Descriptions, Reviews, Etc.
Publisher Description:
Black Intersectionalities: A Critique for the 21st Century explores the complex interrelationships between race, gender, and sex as these are conceptualised within contemporary thought. Markers of identity are too often isolated and presented as definitive, then examined and theorised, a
process that further naturalises their absoluteness; thus socially generated constructs become socialising categories that assume coercive power. The resulting set of oppositions isolate and delimit: male or female, black or white, straight or gay. A new kind of intervention is needed, an
intervention that recognises the validity of the researcher's own self-reflexivity.

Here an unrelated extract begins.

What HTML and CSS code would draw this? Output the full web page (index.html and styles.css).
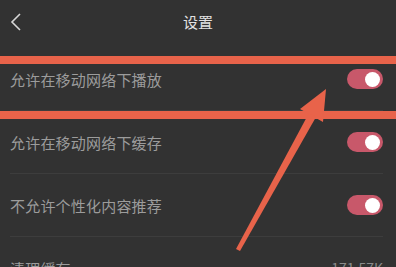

Focusing on the way identity is both constructed and constructive, the collection examines the frameworks and practices that deny transgressive possibilities. It seeks to engage in a consciousness raising exercise
that documents the damaging nature of assigned social positions and either/or identity constructions. It seeks to progress beyond the socially prescribed categories of race, gender and sex, recognising the need to combine intellectualization and feeling, rationality and affectivity, abstraction and
emotion, consciousness and desire. It seeks to develop new types of transdisciplinary frameworks where subjective and political spaces can be universalized while remaining particular, leaving texts open so that identity remains imagined, plural, and continuously shifting. Such an approach restores
the complexity of what it means to be human.